## start Stored data
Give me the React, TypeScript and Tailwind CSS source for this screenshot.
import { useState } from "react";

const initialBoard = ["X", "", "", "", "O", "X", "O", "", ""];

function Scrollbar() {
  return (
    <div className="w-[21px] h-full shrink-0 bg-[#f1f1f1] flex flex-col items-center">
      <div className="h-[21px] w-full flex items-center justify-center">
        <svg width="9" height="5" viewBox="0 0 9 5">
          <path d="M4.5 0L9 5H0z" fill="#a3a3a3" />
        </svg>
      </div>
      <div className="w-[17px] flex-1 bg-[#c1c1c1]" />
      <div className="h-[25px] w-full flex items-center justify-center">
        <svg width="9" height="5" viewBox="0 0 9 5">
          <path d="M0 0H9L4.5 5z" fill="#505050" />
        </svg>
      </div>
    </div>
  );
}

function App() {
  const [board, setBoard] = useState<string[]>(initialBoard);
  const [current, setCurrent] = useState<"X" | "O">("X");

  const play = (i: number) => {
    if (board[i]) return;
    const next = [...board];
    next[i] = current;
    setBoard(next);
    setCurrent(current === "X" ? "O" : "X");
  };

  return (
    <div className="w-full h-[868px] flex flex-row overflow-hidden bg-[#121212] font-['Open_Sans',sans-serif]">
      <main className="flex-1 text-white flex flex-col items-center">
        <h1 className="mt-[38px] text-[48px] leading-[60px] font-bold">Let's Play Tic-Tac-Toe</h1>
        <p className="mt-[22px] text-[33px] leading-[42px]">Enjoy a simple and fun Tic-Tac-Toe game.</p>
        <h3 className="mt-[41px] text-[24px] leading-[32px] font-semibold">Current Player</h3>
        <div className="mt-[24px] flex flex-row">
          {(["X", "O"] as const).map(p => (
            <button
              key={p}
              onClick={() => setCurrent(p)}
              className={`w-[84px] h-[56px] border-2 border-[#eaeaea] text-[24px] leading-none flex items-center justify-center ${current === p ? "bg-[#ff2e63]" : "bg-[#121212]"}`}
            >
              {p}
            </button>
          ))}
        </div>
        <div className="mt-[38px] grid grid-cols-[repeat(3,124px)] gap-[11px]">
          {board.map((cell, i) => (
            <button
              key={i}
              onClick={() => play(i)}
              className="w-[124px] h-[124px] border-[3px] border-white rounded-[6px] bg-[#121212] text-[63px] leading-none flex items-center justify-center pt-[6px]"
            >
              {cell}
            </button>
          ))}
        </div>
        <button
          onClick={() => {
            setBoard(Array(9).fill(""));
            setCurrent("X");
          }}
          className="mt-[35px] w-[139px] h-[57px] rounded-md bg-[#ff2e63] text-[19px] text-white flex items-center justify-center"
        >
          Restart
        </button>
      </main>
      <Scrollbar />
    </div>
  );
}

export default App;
## end Stored data
*Aim of the task*: All of the data needs to be printed once more, exactly.

*Complete answer*:
Give me the React, TypeScript and Tailwind CSS source for this screenshot.
import { useState } from "react";

const initialBoard = ["X", "", "", "", "O", "X", "O", "", ""];

function Scrollbar() {
  return (
    <div className="w-[21px] h-full shrink-0 bg-[#f1f1f1] flex flex-col items-center">
      <div className="h-[21px] w-full flex items-center justify-center">
        <svg width="9" height="5" viewBox="0 0 9 5">
          <path d="M4.5 0L9 5H0z" fill="#a3a3a3" />
        </svg>
      </div>
      <div className="w-[17px] flex-1 bg-[#c1c1c1]" />
      <div className="h-[25px] w-full flex items-center justify-center">
        <svg width="9" height="5" viewBox="0 0 9 5">
          <path d="M0 0H9L4.5 5z" fill="#505050" />
        </svg>
      </div>
    </div>
  );
}

function App() {
  const [board, setBoard] = useState<string[]>(initialBoard);
  const [current, setCurrent] = useState<"X" | "O">("X");

  const play = (i: number) => {
    if (board[i]) return;
    const next = [...board];
    next[i] = current;
    setBoard(next);
    setCurrent(current === "X" ? "O" : "X");
  };

  return (
    <div className="w-full h-[868px] flex flex-row overflow-hidden bg-[#121212] font-['Open_Sans',sans-serif]">
      <main className="flex-1 text-white flex flex-col items-center">
        <h1 className="mt-[38px] text-[48px] leading-[60px] font-bold">Let's Play Tic-Tac-Toe</h1>
        <p className="mt-[22px] text-[33px] leading-[42px]">Enjoy a simple and fun Tic-Tac-Toe game.</p>
        <h3 className="mt-[41px] text-[24px] leading-[32px] font-semibold">Current Player</h3>
        <div className="mt-[24px] flex flex-row">
          {(["X", "O"] as const).map(p => (
            <button
              key={p}
              onClick={() => setCurrent(p)}
              className={`w-[84px] h-[56px] border-2 border-[#eaeaea] text-[24px] leading-none flex items-center justify-center ${current === p ? "bg-[#ff2e63]" : "bg-[#121212]"}`}
            >
              {p}
            </button>
          ))}
        </div>
        <div className="mt-[38px] grid grid-cols-[repeat(3,124px)] gap-[11px]">
          {board.map((cell, i) => (
            <button
              key={i}
              onClick={() => play(i)}
              className="w-[124px] h-[124px] border-[3px] border-white rounded-[6px] bg-[#121212] text-[63px] leading-none flex items-center justify-center pt-[6px]"
            >
              {cell}
            </button>
          ))}
        </div>
        <button
          onClick={() => {
            setBoard(Array(9).fill(""));
            setCurrent("X");
          }}
          className="mt-[35px] w-[139px] h-[57px] rounded-md bg-[#ff2e63] text-[19px] text-white flex items-center justify-center"
        >
          Restart
        </button>
      </main>
      <Scrollbar />
    </div>
  );
}

export default App;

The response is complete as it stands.